Valentyna Honcharova

Personal information
- Nationality: Ukrainian
- Born: 17 September 1990 (age 35)

Sport
- Sport: Shooting
- Events: 10 m Running Target; 50 m Running Target;

Medal record
World Championships
| Gold medal – first place | 2023 Baku | 10 m team running target |
| Silver medal – second place | 2018 Changwon | 10 m team running target mixed |
| Bronze medal – third place | 2023 Baku | 10 m running target mixed |
Junior World Championships
| Gold medal – first place | 2009 Heinola | 10 m running target junior |
| Gold medal – first place | 2010 Munich | 10 m running target junior |
| Gold medal – first place | 2010 Munich | 10 m running target mixed junior |
| Silver medal – second place | 2009 Heinola | 10 m running target mixed junior |
| Bronze medal – third place | 2008 Plzen | 10 m running target junior |
| Bronze medal – third place | 2008 Plzen | 10 m running target mixed junior |
European Championships
| Gold medal – first place | 2025 Châteauroux | 10 m team running target |
| Gold medal – first place | 2024 Plzeň | 50 m running target |
| Gold medal – first place | 2024 Plzeň | 10 m team running target |
| Gold medal – first place | 2024 Plzeň | 50 m team running target |
| Gold medal – first place | 2024 Plzeň | 50 m team running target mixed |
| Bronze medal – third place | 2025 Châteauroux | 10 m team running target mixed |

= Valentyna Honcharova =

Ukrainian female sports shooter

Valentyna Honcharova (born September 17th, 1990; Валентина Гончарова) is a Ukrainian female sports shooter. In 2024 she set the women's world record for 50 m Running Target with a score of 573.

==Career==
Honcharova participated at the 2018 ISSF World Shooting Championships, winning a silver medal in the 10 m mixed team event.

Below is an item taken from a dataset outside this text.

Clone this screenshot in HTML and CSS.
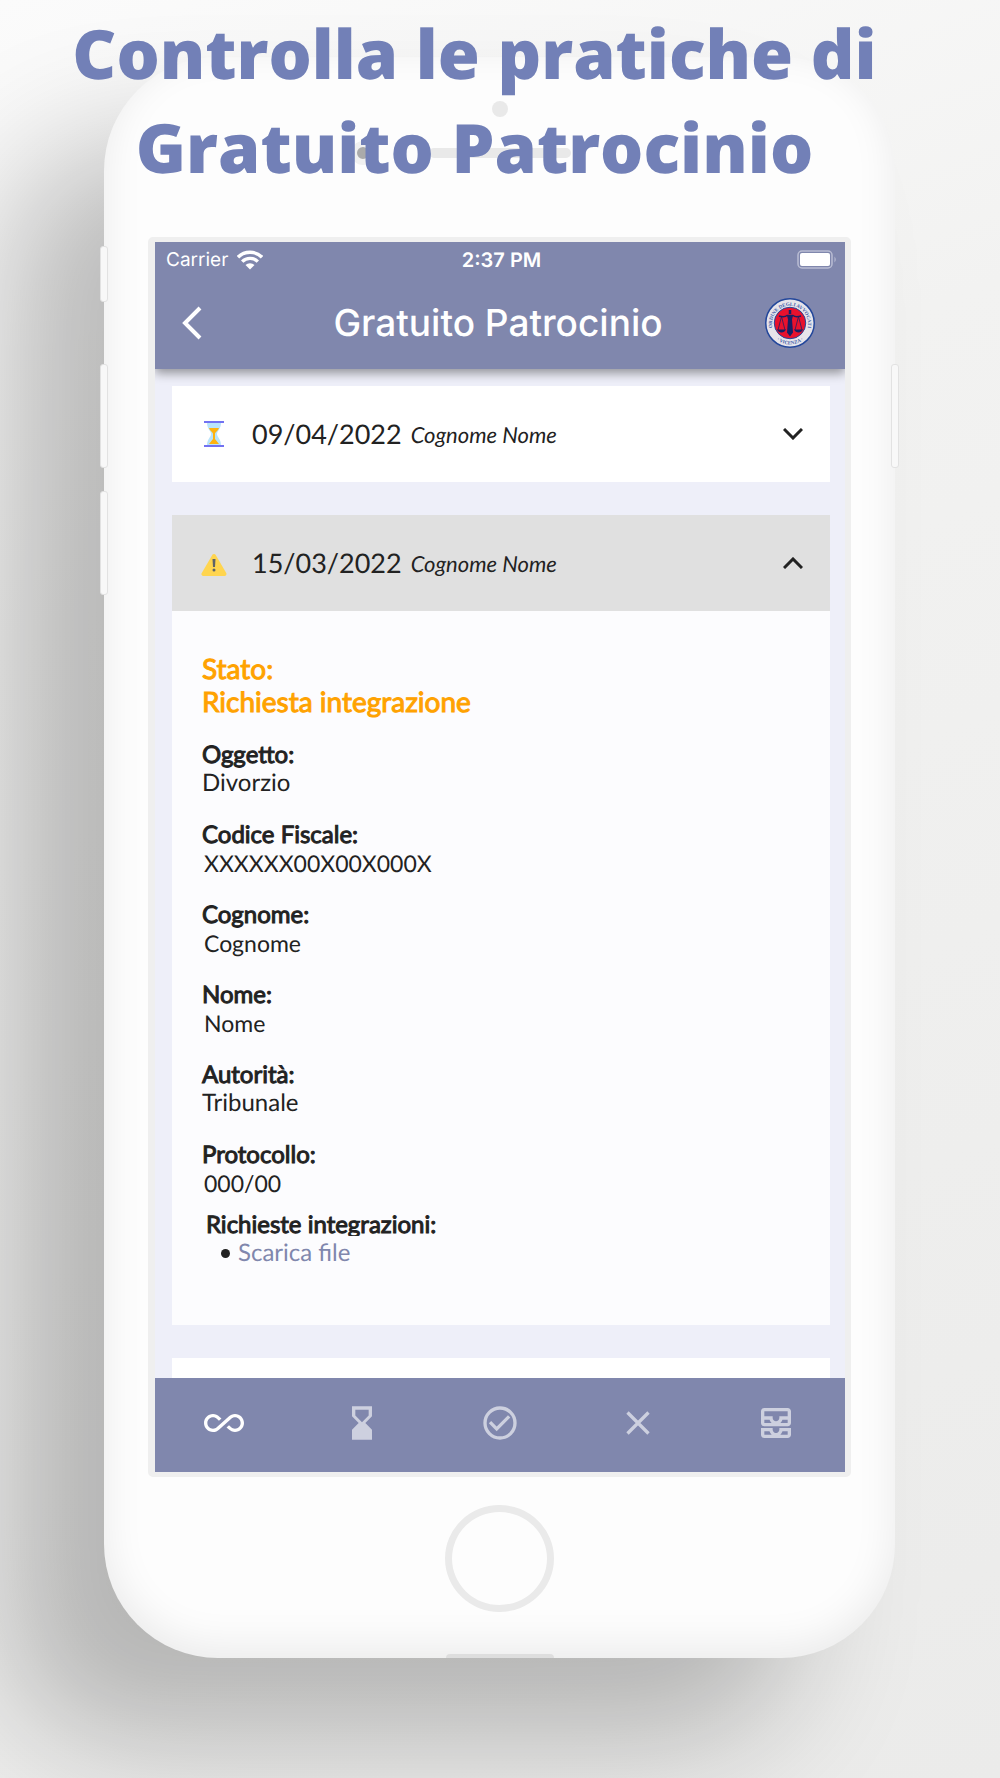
FILE: index.html
```html
<!DOCTYPE html>
<html lang="it">
<head>
<meta charset="utf-8">
<meta name="viewport" content="width=device-width, initial-scale=1">
<title>Gratuito Patrocinio</title>
<link rel="stylesheet" href="styles.css">
</head>
<body>
<main class="stage">
  <h1 class="headline">Controlla le pratiche di<br>Gratuito Patrocinio</h1>
  <div class="phone">
    <span class="key key-mute"></span>
    <span class="key key-up"></span>
    <span class="key key-down"></span>
    <span class="key key-power"></span>
    <div class="phone-top">
      <span class="sensor"></span>
      <div class="speaker-row">
        <span class="camera"></span>
        <span class="speaker"></span>
        <span></span>
      </div>
    </div>
    <div class="screen">
      <header class="app-header">
        <div class="status">
          <span class="carrier">Carrier
            <svg class="wifi" viewBox="0 0 26 20" aria-hidden="true"><path d="M1 7.200a17 17 0 0 1 24 0M5.200 11.600a11 11 0 0 1 15.600 0" fill="none" stroke="#fff" stroke-width="3.400"/><path d="M8.500 15a6.400 6.400 0 0 1 9 0L13 19.500z" fill="#fff"/></svg>
          </span>
          <span class="clock">2:37 PM</span>
          <svg class="battery" viewBox="0 0 40 20" aria-hidden="true"><rect x="1" y="1" width="34" height="17" rx="4" fill="none" stroke="#b9bdd3" stroke-width="1.500"/><rect x="3" y="3" width="30" height="13" rx="2" fill="#fff"/><path d="M37.500 6.500q2.500 3 0 6z" fill="#b9bdd3"/></svg>
        </div>
        <div class="title-bar">
          <button class="icon-button back" type="button" aria-label="Indietro"><svg viewBox="0 0 22 34"><path d="M19 2L4 17l15 15" fill="none" stroke="#fff" stroke-width="4"/></svg></button>
          <h2 class="title">Gratuito Patrocinio</h2>
          <svg class="emblem" viewBox="0 0 100 100" role="img" aria-label="Ordine degli Avvocati Vicenza">
            <defs>
              <path id="arc-top" d="M15 60A36 36 0 1 1 85 60"/>
              <path id="arc-bottom" d="M12 70A43 43 0 0 0 88 70"/>
            </defs>
            <circle cx="50" cy="50" r="48.500" fill="#e6e4ea" stroke="#23479b" stroke-width="3"/>
            <circle cx="50" cy="50" r="31.500" fill="#e8112d" stroke="#23479b" stroke-width="2"/>
            <g fill="none" stroke="#181f63">
              <path d="M50 24v8" stroke-width="5"/>
              <path d="M28 36q11 3 16-1h12q5 4 16 1" stroke-width="3"/>
              <path d="M33 37l-7 27M33 37l7 27M67 37l-7 27M67 37l7 27" stroke-width="1.500"/>
            </g>
            <path d="M44 35h12l-2 8 2 26-6 8-6-8 2-26zM24 63h18q-3 6-9 6t-9-6zM58 63h18q-3 6-9 6t-9-6z" fill="#181f63"/>
            <text class="emblem-text"><textPath href="#arc-top" startOffset="50%" text-anchor="middle">ORDINE DEGLI AVVOCATI</textPath></text>
            <text class="emblem-text"><textPath href="#arc-bottom" startOffset="50%" text-anchor="middle">· VICENZA ·</textPath></text>
          </svg>
        </div>
      </header>

      <section class="cases">
        <article class="case">
          <button class="case-head" type="button" aria-expanded="false">
            <svg class="case-icon" viewBox="0 0 26 26" aria-hidden="true"><path d="M6 2h14c0 6-4 8-4 11s4 5 4 11H6c0-6 4-8 4-11S6 8 6 2z" fill="#b9e4fb"/><path d="M8 7h10c-1 3-4 4-4 6v5l4 5H8l4-5v-5c0-2-3-3-4-6z" fill="#ffb30f"/><path d="M3 0h20v2H3zM3 24h20v2H3z" fill="#7272f2"/></svg>
            <span class="case-date">09/04/2022</span>
            <em class="case-name">Cognome Nome</em>
            <svg class="chevron" viewBox="0 0 20 12" aria-hidden="true"><path d="M1 1l9 9 9-9" fill="none" stroke="#222" stroke-width="3"/></svg>
          </button>
        </article>

        <article class="case">
          <button class="case-head is-open" type="button" aria-expanded="true" aria-controls="case-detail">
            <svg class="case-icon" viewBox="0 0 26 26" aria-hidden="true"><path d="M13 6L2.500 24h21z" fill="#ffd54f" stroke="#ffd54f" stroke-width="4" stroke-linejoin="round"/><path d="M11.500 9h3l-.5 8h-2z" fill="#5f6368"/><circle cx="13" cy="20" r="1.500" fill="#5f6368"/></svg>
            <span class="case-date">15/03/2022</span>
            <em class="case-name">Cognome Nome</em>
            <svg class="chevron" viewBox="0 0 20 12" aria-hidden="true"><path d="M1 11l9-9 9 9" fill="none" stroke="#222" stroke-width="3"/></svg>
          </button>
          <div class="detail" id="case-detail">
            <p class="state">Stato:<br>Richiesta integrazione</p>
            <dl class="fields">
              <div><dt>Oggetto:</dt><dd>Divorzio</dd></div>
              <div><dt>Codice Fiscale:</dt><dd class="masked">XXXXXX00X00X000X</dd></div>
              <div><dt>Cognome:</dt><dd class="masked">Cognome</dd></div>
              <div><dt>Nome:</dt><dd class="masked">Nome</dd></div>
              <div><dt>Autorità:</dt><dd>Tribunale</dd></div>
              <div><dt>Protocollo:</dt><dd class="masked">000/00</dd></div>
            </dl>
            <div class="requests">
              <h3 class="requests-title">Richieste integrazioni:</h3>
              <ul class="files"><li><a href="#file">Scarica file</a></li></ul>
            </div>
          </div>
        </article>
        <article class="case case-next"></article>
      </section>

      <nav class="tabs">
        <button class="tab is-active" type="button" aria-label="Tutte"><svg viewBox="0 0 24 24"><path d="M18.600 6.620c-1.440 0-2.800.56-3.770 1.530L12 10.660 10.480 12h.01L7.800 14.390c-.64.64-1.490.99-2.400.99-1.870 0-3.390-1.510-3.390-3.380S3.530 8.620 5.400 8.620c.91 0 1.760.35 2.440 1.030l1.130 1 1.510-1.340L9.220 8.200C8.200 7.180 6.840 6.620 5.400 6.620 2.420 6.620 0 9.040 0 12s2.420 5.380 5.400 5.380c1.440 0 2.800-.56 3.770-1.530l2.830-2.500.01.01L13.520 12h-.01l2.690-2.390c.64-.64 1.490-.99 2.400-.99 1.870 0 3.390 1.510 3.390 3.380s-1.520 3.380-3.390 3.380c-.9 0-1.760-.35-2.440-1.030l-1.140-1.010-1.510 1.340 1.270 1.120c1.020 1.010 2.370 1.570 3.820 1.570 2.980 0 5.400-2.410 5.400-5.380s-2.420-5.370-5.400-5.370z" fill="currentColor"/></svg></button>
        <button class="tab" type="button" aria-label="In attesa"><svg viewBox="0 0 24 24"><path d="M18 22l-.01-6L14 12l3.990-4.010L18 2H6v6l4 4-4 3.990V22h12zM8 7.500V4h8v3.500l-4 4-4-4z" fill="currentColor"/></svg></button>
        <button class="tab" type="button" aria-label="Approvate"><svg viewBox="0 0 24 24" fill="none" stroke="currentColor" stroke-width="2"><circle cx="12" cy="12" r="9"/><path d="M6 11.500l4 4L17.500 8"/></svg></button>
        <button class="tab" type="button" aria-label="Respinte"><svg viewBox="0 0 24 24"><path d="M5.700 5.700l12.600 12.600M18.300 5.700L5.700 18.300" stroke="currentColor" stroke-width="2"/></svg></button>
        <button class="tab" type="button" aria-label="Archivio"><svg viewBox="0 0 24 24"><path d="M19 3H5c-1.100 0-2 .9-2 2v7c0 1.100.9 2 2 2h14c1.100 0 2-.9 2-2V5c0-1.100-.9-2-2-2zM5 10h3.130c.21.78.67 1.470 1.270 2H5v-2zm14 2h-4.400c.6-.53 1.060-1.220 1.270-2H19v2zm0-4h-5v1c0 1.070-.93 2-2 2s-2-.93-2-2V8H5V5h14v3zm-2 7h-3v1c0 .47-.19.9-.48 1.250-.37.45-.92.75-1.520.75s-1.150-.3-1.520-.75c-.29-.35-.48-.78-.48-1.250v-1H3v4c0 1.100.9 2 2 2h14c1.100 0 2-.9 2-2v-4h-4zM5 17h3.130c.02.09.06.17.09.25.24.68.65 1.280 1.180 1.750H5v-2zm14 2h-4.400c.54-.47.95-1.070 1.180-1.750.03-.08.07-.16.09-.25H19v2z" fill="currentColor"/></svg></button>
      </nav>
    </div>
    <div class="phone-bottom"><span class="home"></span><span class="port"></span></div>
  </div>
</main>
</body>
</html>
```
FILE: styles.css
```css
* { box-sizing: border-box; }

body {
  margin: 0;
  font-family: Lato, sans-serif;
  color: #222;
  text-rendering: geometricPrecision;
  background: linear-gradient(160deg, #fbfbfb 0%, #f2f2f1 30%, #ebebea 100%);
}

button {
  border: 0;
  padding: 0;
  background: none;
  color: inherit;
  font: inherit;
  text-rendering: inherit;
}

svg { display: block; }

.stage {
  display: grid;
  padding: 0 105px 120px 104px;
  overflow: hidden;
}

.headline, .phone { grid-area: 1 / 1; }

.headline {
  z-index: 1;
  justify-self: center;
  align-self: start;
  margin: 6px -60px 0 -110px;
  font: 800 68px/94px "Open Sans", sans-serif;
  color: #7280b7;
  text-align: center;
  white-space: nowrap;
}

.phone {
  position: relative;
  margin-top: 57px;
  padding: 0 44px;
  border-radius: 114px;
  background: #fdfdfd;
  box-shadow:
    inset 0 -10px 40px rgba(0, 0, 0, .08),
    -100px 84px 130px -4px rgba(0, 0, 0, .24);
}

.key {
  position: absolute;
  left: -4px;
  width: 8px;
  height: 104px;
  border: 1px solid #e2e2e2;
  border-radius: 3px;
  background: #f8f8f8;
}
.key-mute { top: 189px; height: 56px; }
.key-up { top: 307px; }
.key-down { top: 434px; }
.key-power { top: 307px; left: auto; right: -4px; }

.phone-top {
  display: flex;
  flex-direction: column;
  align-items: center;
  gap: 24px;
  height: 180px;
  padding-top: 44px;
}
.sensor {
  width: 16px;
  height: 16px;
  border-radius: 50%;
  background: #e9e9e9;
}
.speaker-row {
  display: grid;
  grid-template-columns: 24px 142px 24px;
  justify-content: center;
  align-items: center;
  gap: 54px;
}
.camera {
  width: 24px;
  height: 24px;
  border: 6px solid #f0f0f0;
  border-radius: 50%;
  background: #aaa;
}
.speaker {
  height: 10px;
  border-radius: 5px;
  background: #e9e9e9;
}

.screen {
  border: solid #efefef;
  border-width: 5px 6px 5px 7px;
  border-radius: 5px;
  background: #eeeff9;
}

.app-header {
  position: relative;
  height: 127px;
  background: #8087ad;
  box-shadow: 0 4px 10px rgba(0, 0, 0, .4);
  clip-path: inset(0 0 -20px 0);
  color: #fff;
  font-family: Inter, sans-serif;
}
.status {
  display: grid;
  grid-template-columns: 1fr auto 1fr;
  align-items: center;
  height: 36px;
  padding: 0 8px 0 11px;
  font-size: 19px;
  line-height: 24px;
}
.carrier { display: flex; align-items: center; gap: 9px; }
.wifi { width: 26px; height: 20px; }
.clock { font-size: 20px; font-weight: 600; }
.battery { width: 40px; height: 20px; justify-self: end; }

.title-bar {
  display: grid;
  grid-template-columns: 50px 1fr 50px;
  align-items: center;
  height: 90px;
  padding: 0 30px 0 26px;
}
.back { width: 22px; height: 34px; }
.title {
  margin: 0;
  font-size: 37px;
  font-weight: 500;
  line-height: 48px;
  text-align: center;
  white-space: nowrap;
}
.emblem { width: 50px; height: 50px; }
.emblem-text {
  font: 700 10px "Liberation Serif", serif;
  fill: #3c5dab;
}

.cases {
  display: flex;
  flex-direction: column;
  gap: 33px;
  padding: 17px 15px 0 17px;
}
.case { background: #fcfcfe; }
.case-next { height: 20px; background: #fff; }
.case-head {
  display: flex;
  align-items: center;
  width: 100%;
  height: 96px;
  padding: 0 27px 0 29px;
  background: #fff;
  text-align: left;
}
.case-head.is-open { background: #e0e0e0; }
.case-icon { width: 26px; height: 26px; margin-right: 25px; }
.case-date { margin-right: 9px; font-size: 27px; line-height: 34px; }
.case-name { padding-top: 2px; font-size: 22px; line-height: 34px; }
.chevron { width: 20px; height: 12px; margin-left: auto; }

.detail { padding: 41px 30px 58px; }
.state {
  margin: 0 0 23px;
  color: #ffa200;
  font-size: 28px;
  line-height: 33px;
  -webkit-text-stroke: 1px;
}
.fields {
  display: flex;
  flex-direction: column;
  gap: 24px;
  margin: 0;
  font-size: 24px;
  line-height: 28px;
}
.fields dt, .requests-title { -webkit-text-stroke: 1px; }
.fields dd { margin: 0; }
.fields .masked { padding-left: 2px; font-size: 23px; }

.requests {
  padding: 14px 0 0 4px;
  font-size: 24px;
  line-height: 28px;
}
.requests-title {
  height: 25px;
  margin: 0 0 3px;
  overflow: hidden;
  font-size: 24px;
  font-weight: 400;
  line-height: 28px;
}
.files {
  margin: 0;
  padding-left: 15px;
  list-style: none;
}
.files li { display: flex; align-items: center; gap: 8px; }
.files li::before {
  content: "";
  width: 9px;
  height: 9px;
  border-radius: 50%;
  background: #222;
}
.files a { color: #8087ad; text-decoration: none; }

.tabs {
  display: grid;
  grid-template-columns: repeat(5, 1fr);
  height: 94px;
  background: #8087ad;
  color: #cdd0df;
}
.tab { display: grid; place-items: center; padding-bottom: 4px; }
.tab svg { width: 40px; height: 40px; }
.tab.is-active { color: #fff; }

.phone-bottom {
  display: flex;
  flex-direction: column;
  align-items: center;
  justify-content: space-between;
  height: 181px;
  padding-top: 28px;
}
.home {
  width: 109px;
  height: 107px;
  border: 7px solid #eaeaea;
  border-radius: 50%;
}
.port {
  width: 108px;
  height: 4px;
  border-radius: 4px 4px 0 0;
  background: #dedede;
}
```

At the 2023 ISSF World Shooting Championships, Honcharova won individual bronze in the 10 m running target mixed, and team gold with Halyna Avramenko and Viktoriya Rybovalova.

At the 2024 European Running Target Championships she won gold in the women's 50 m Running Target, setting a new world record of 573.

At the 2025 European Shooting Championships, Honcharova won team gold in the women's 10m running target, and team bronze in the 10m running target mixed events.